## Do this:
Skip the pictures, please, and write out exactly the lines from the opening of the data through the line containing "</question-body>".

## Dataset content:
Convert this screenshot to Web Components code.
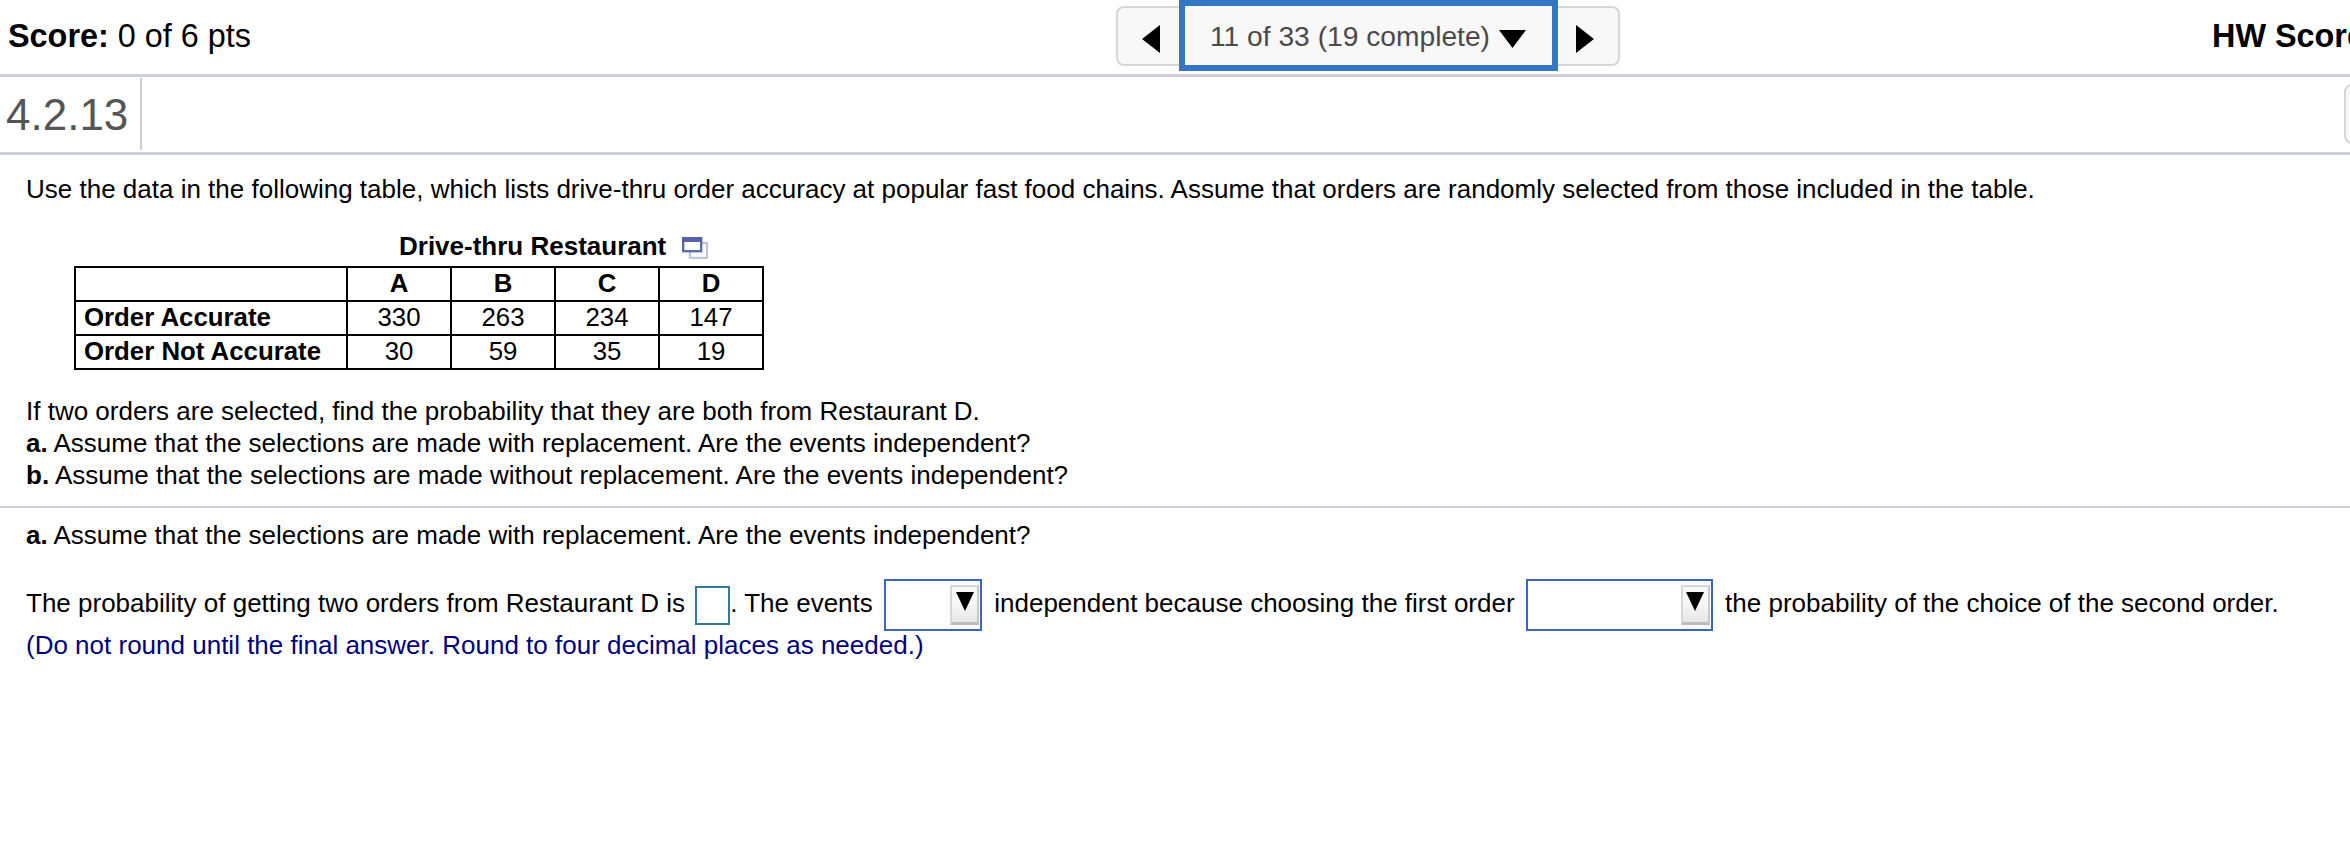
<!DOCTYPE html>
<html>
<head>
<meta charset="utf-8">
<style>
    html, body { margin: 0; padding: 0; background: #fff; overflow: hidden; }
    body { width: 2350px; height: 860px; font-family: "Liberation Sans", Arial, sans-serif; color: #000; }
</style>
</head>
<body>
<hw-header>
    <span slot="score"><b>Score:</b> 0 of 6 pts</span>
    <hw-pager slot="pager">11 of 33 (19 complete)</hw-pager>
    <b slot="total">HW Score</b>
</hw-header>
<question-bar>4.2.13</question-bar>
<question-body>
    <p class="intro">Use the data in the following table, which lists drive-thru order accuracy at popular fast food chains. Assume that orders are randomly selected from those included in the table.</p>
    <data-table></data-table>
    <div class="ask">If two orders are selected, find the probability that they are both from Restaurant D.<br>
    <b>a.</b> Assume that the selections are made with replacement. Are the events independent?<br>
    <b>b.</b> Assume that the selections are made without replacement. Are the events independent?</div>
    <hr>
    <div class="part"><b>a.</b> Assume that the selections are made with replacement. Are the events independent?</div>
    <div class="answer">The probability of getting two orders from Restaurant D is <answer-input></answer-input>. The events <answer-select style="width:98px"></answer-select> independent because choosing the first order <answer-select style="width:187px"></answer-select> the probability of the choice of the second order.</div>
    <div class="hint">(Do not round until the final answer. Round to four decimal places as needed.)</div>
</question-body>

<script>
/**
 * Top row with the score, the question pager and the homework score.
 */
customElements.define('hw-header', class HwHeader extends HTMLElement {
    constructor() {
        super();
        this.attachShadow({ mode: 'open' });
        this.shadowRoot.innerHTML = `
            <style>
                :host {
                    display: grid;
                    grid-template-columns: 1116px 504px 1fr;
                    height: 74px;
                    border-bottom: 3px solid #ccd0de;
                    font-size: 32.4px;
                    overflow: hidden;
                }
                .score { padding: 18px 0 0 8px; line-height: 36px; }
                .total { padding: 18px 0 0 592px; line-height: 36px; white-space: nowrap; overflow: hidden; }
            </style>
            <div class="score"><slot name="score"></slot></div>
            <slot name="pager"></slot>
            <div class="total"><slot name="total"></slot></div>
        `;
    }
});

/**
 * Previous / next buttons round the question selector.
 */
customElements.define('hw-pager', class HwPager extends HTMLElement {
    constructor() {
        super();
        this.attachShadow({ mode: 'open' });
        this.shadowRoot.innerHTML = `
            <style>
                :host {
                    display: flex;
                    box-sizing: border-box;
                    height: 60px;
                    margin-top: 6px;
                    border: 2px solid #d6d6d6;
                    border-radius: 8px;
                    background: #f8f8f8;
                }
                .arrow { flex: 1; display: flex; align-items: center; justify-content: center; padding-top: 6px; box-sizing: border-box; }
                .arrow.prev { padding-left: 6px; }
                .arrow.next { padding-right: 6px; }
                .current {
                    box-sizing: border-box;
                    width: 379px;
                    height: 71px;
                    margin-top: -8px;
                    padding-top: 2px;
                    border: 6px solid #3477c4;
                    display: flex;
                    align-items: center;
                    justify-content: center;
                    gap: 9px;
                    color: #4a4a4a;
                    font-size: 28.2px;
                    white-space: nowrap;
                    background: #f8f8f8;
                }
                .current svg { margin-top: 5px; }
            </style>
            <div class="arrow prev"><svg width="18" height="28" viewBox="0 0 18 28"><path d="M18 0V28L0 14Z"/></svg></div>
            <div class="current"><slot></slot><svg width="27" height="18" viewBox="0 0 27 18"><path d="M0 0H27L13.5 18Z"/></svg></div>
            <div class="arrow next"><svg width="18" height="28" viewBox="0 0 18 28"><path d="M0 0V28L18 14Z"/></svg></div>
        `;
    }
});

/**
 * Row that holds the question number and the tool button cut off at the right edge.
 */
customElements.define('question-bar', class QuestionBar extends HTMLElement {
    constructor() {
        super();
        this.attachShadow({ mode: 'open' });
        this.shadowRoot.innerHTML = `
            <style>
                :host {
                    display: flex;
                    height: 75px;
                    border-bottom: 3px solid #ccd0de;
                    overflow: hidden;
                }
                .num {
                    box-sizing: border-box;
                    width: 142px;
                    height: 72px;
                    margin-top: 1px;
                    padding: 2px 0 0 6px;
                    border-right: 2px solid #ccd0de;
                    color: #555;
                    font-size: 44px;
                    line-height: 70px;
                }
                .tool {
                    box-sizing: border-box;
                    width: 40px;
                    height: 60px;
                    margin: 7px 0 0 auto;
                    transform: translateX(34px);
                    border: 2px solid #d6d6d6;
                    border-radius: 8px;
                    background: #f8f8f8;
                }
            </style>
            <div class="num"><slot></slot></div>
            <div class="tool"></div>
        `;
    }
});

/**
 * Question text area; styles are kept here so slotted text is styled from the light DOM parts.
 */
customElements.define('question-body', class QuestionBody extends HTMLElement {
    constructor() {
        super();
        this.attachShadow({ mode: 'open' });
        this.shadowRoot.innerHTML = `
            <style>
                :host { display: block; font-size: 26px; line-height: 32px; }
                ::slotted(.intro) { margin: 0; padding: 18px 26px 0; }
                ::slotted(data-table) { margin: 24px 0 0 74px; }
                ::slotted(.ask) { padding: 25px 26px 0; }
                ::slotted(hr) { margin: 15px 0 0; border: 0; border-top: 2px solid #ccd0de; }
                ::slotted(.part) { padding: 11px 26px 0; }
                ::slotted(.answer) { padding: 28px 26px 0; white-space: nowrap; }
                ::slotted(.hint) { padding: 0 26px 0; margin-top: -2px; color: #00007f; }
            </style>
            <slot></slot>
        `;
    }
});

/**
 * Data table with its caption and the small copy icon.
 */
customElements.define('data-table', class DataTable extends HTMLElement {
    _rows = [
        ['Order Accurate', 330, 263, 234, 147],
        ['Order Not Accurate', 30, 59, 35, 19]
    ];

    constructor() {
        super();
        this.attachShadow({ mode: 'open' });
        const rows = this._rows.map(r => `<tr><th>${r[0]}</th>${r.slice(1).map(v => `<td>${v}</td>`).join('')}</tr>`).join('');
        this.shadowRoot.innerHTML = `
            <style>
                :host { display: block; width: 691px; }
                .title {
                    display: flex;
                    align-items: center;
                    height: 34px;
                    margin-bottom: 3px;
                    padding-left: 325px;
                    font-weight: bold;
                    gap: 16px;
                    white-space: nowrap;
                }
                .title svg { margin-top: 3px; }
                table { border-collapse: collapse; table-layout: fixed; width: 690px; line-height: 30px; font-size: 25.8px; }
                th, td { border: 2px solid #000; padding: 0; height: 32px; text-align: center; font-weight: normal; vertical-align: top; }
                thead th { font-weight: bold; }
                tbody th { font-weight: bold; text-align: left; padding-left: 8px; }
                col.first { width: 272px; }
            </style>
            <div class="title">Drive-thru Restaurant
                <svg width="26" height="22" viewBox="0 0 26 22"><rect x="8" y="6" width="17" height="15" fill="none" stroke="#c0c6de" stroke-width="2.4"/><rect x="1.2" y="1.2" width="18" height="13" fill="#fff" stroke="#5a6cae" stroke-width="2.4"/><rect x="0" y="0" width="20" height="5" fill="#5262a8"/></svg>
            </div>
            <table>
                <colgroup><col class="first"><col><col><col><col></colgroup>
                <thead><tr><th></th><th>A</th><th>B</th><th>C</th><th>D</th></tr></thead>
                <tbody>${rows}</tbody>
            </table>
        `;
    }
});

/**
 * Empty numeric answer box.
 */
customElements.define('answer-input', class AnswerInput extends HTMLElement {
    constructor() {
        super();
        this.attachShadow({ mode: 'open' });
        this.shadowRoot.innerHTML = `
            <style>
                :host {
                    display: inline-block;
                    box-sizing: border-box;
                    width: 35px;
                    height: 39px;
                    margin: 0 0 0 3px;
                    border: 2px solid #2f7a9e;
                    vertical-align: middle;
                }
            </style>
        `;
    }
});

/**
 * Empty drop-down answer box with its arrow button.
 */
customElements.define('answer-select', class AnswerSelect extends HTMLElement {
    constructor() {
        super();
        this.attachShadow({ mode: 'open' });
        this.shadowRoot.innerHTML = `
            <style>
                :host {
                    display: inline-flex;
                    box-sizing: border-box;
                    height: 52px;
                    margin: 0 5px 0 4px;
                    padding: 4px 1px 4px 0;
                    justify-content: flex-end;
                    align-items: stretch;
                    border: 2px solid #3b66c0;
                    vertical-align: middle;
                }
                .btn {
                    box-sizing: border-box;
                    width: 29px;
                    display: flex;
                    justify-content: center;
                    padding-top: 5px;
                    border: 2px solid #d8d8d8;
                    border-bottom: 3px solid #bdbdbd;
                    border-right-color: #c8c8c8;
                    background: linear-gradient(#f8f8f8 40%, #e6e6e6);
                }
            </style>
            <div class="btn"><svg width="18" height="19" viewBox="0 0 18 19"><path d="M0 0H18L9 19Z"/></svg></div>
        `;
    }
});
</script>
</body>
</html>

## Full solution:
Convert this screenshot to Web Components code.
<!DOCTYPE html>
<html>
<head>
<meta charset="utf-8">
<style>
    html, body { margin: 0; padding: 0; background: #fff; overflow: hidden; }
    body { width: 2350px; height: 860px; font-family: "Liberation Sans", Arial, sans-serif; color: #000; }
</style>
</head>
<body>
<hw-header>
    <span slot="score"><b>Score:</b> 0 of 6 pts</span>
    <hw-pager slot="pager">11 of 33 (19 complete)</hw-pager>
    <b slot="total">HW Score</b>
</hw-header>
<question-bar>4.2.13</question-bar>
<question-body>
    <p class="intro">Use the data in the following table, which lists drive-thru order accuracy at popular fast food chains. Assume that orders are randomly selected from those included in the table.</p>
    <data-table></data-table>
    <div class="ask">If two orders are selected, find the probability that they are both from Restaurant D.<br>
    <b>a.</b> Assume that the selections are made with replacement. Are the events independent?<br>
    <b>b.</b> Assume that the selections are made without replacement. Are the events independent?</div>
    <hr>
    <div class="part"><b>a.</b> Assume that the selections are made with replacement. Are the events independent?</div>
    <div class="answer">The probability of getting two orders from Restaurant D is <answer-input></answer-input>. The events <answer-select style="width:98px"></answer-select> independent because choosing the first order <answer-select style="width:187px"></answer-select> the probability of the choice of the second order.</div>
    <div class="hint">(Do not round until the final answer. Round to four decimal places as needed.)</div>
</question-body>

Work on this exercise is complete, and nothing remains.